2 out of 5
Directed by: Peter Borg
An underwhelming ghost story that can’t quite settle on tone, or characterization, but manages some strong visuals and a tip-toed sense that there might be something about to happen. There… rarely is, or at least not that hasn’t been telegraphed by plenty of other similar films, but the commitment to that promise of tension at least stifles yawns for it runtime.
Peter (Peter Mitchell) is mooching off of his girlfriend, Kristen (Sarah Richards), and picking on her deaf son Dennis (Dennis Richards), which isn’t as mean-spirited as it sounds – only childish. Peter is a big ol’ man baby, and one of Sounds of Silence’s various curiosities is whether or not writer / director Peter Borg and co-writer Marc Fiorini intended for us to like Peter – there’s a character arc where he gains some maturity in dealing, eventually, with the spirits which come to haunt Dennis, but he’s also pretty much a big ol’ man baby throughout the plot setup and execution: Peter inherits a home in Sweden; the couple and kid go there to maybe sell it but end up staying; then the ghosts come out at night. The movie is up front with the hauntings, not making us fight to get to the supernatural stuff, but it also comes in pretty minimal dribbles, and with an unscaled sense of stakes that gives off harmless vibes, making it seem out of place when it spikes into moments that are above a PG range.
This is the main humdrummed sin of the movie, though, as it seems designed more out of bits and pieces than something cohesive: the childish boyfriend is a trope, but this isn’t balanced by final girl energy from Kristen; Dennis’ deafness gives, in part, the movie its title, but it doesn’t really play any role in the movie; and when we get around to establishing some rhyme and reason for the ghoulish business, it’s similarly only half there – halfway to a trope, and then left sitting so the movie can wrap up.
Apply this same wishy-washiness to the characterizations in general, which include the well-intended but unhelpful authority type, and the miserly old man villain and his Igor-esque sidekick: I’d credit that we get some solid performances (except perhaps the Igor role, played by Johnny Harborg like he’s pantomiming for a silent film), but besides the in-the-moment emotions of the actors, these characters only exist while they’re on screen; there’s no inner life for them, and there’s no inner world to the movie.

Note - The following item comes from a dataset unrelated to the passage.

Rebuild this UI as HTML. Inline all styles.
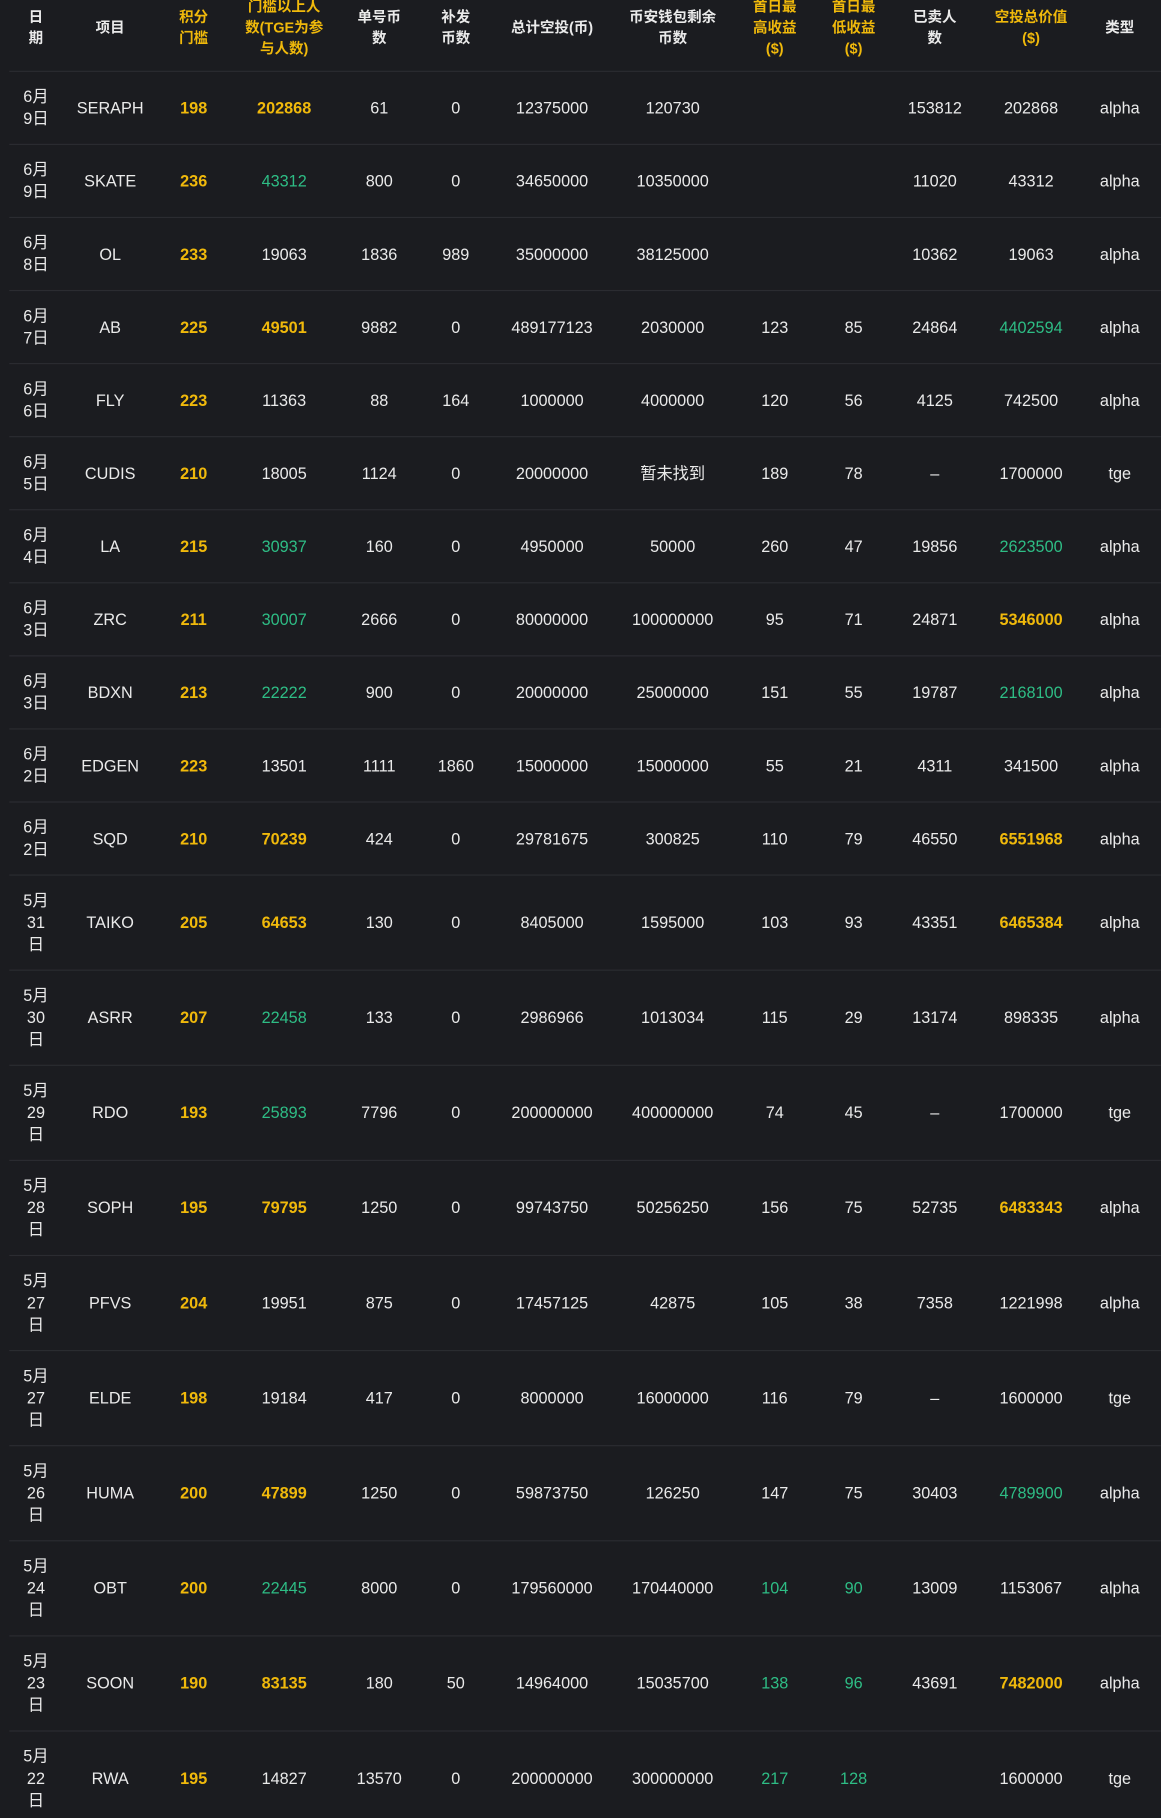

Despite this, and a very unedited slow pace, where pauses in conversations and those little moments that are generally cut (pick up a phone, pause, dial, etc.) are all left in, the camerawork and lighting tends to be pretty engaging, and although the score is sometimes hilariously out of place, it’s at least specific to the film. These are the elements that give that aforementioned “maybe the next scene will fall into place” sensibility that can keep one going, but much beyond the hour and forty runtime would be a hard stretch.